Na chegada ao zoológico, vimos os macacos e passamos por uma árvore que chamou a atenção do grupo: ‘Opa! Já vimos isso!’. ‘Não pode ser…é a chuva de flores da Obax.’ E então, mais uma vez, foi uma momento mágico e o céu nos presenteou com uma chuva viva de flores para alegria das crianças.
Escutar o ponto de vista das crianças significa reconhecer sua competência, sua participação e seu protagonismo em diferentes espaços sociais. (SARMENTO, Especial Revista Educação. P.23)
Cada família construiu uma árvore de Nafisa. Como o corpo também fala e se expressa com a arte, os pés das crianças se transformaram nas folhas e as mãos no caule, e juntos, com materiais da natureza, pais e filhos puderam refletir sobre sustentabilidade.
Folhas secas, galhos, sementes e areia colorida se transformaram em lindas árvores.
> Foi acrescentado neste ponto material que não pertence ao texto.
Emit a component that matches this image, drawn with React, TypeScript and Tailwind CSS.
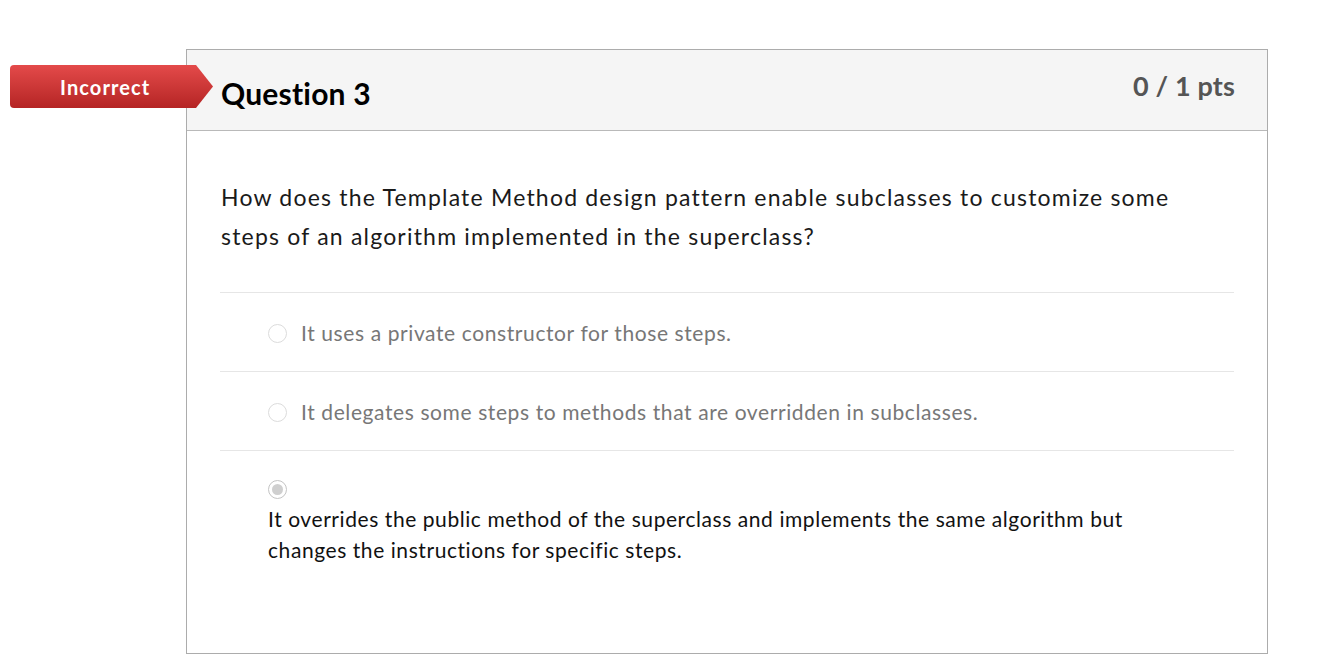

Cada qual munida de sentimentos ou de conhecimentos prévios de estruturas de árvores aprendidas na infância. Trabalhamos valores como o respeito e colaboração, em que duplas elaboraram a mesma árvore e compartilhavam dos mesmo materias, como tinta, tesouras, colas e pincéis.
“Quem tem olhar distraído nem imagina que as árvores possuem grande sabedoria, conhecem segredos e mistérios enraizados profundamente, histórias que enchem aos poucos o coração e deixam os olhos com uma luz especial.” (André Neves – livro: Um pé de vento)
O projeto “Obax e suas múltiplas linguagens” nos trouxe experiências diversas, com base na valorização da simplicidade dos materiais e no encantamento diante das novas possibilidades de cultura e costumes. Ele deu significado a essas experiências, em que pudemos aprender sobre os animais da selva, as savanas e as culinárias africanas - só para citar um pouco da riqueza que tem ali. E trouxe para os educadores, pais e crianças novas descobertas e motivação para aprender sobre hábitos de outro continente.
As leituras realizadas durante o projeto nos fizeram planejar as atividades com uma maior participação das crianças, dos pais e da comunidade escolar. Em todo o momento, essa relação ‘familia e escola’ se fez presente e o que eu levo de mais significativo é o gosto pela literatura, em especial aos do autor. No término do ano letivo, fui presenteada com mais um das obras do André neves “ A menina que contava” e, ja apaixonada, penso em um novo projeto utilizando a nova leitura. Porque a literatura transforma e cria conexões inesquecíveis.
REFERÊNCIAS
BRASIL. Ministério da Educação e do Desporto. Secretaria de Educação Fundamental. Referencial curricular nacional para a educação infantil. Brasília: MEC/SEF, 1998. 1 v.
______. Secretaria de Educação Fundamental. Referencial curricular nacional para a educação infantil. Brasília: MEC/SEF, 1998. 3 v.
EDUCAÇÂO. Revista. Cultura e Sociologia da Infância. A criança em foco. São Paulo: Editora Segmento.
FORMOSINHO, Júlia Oliveira; Pedagogia da infância: dialogando com o passado: construíndo o futuro. Porto Alegre: Artmed, 2007.
NEVES, André; Um pé de vento. Porto Alegre: Editora Projeto, 2007.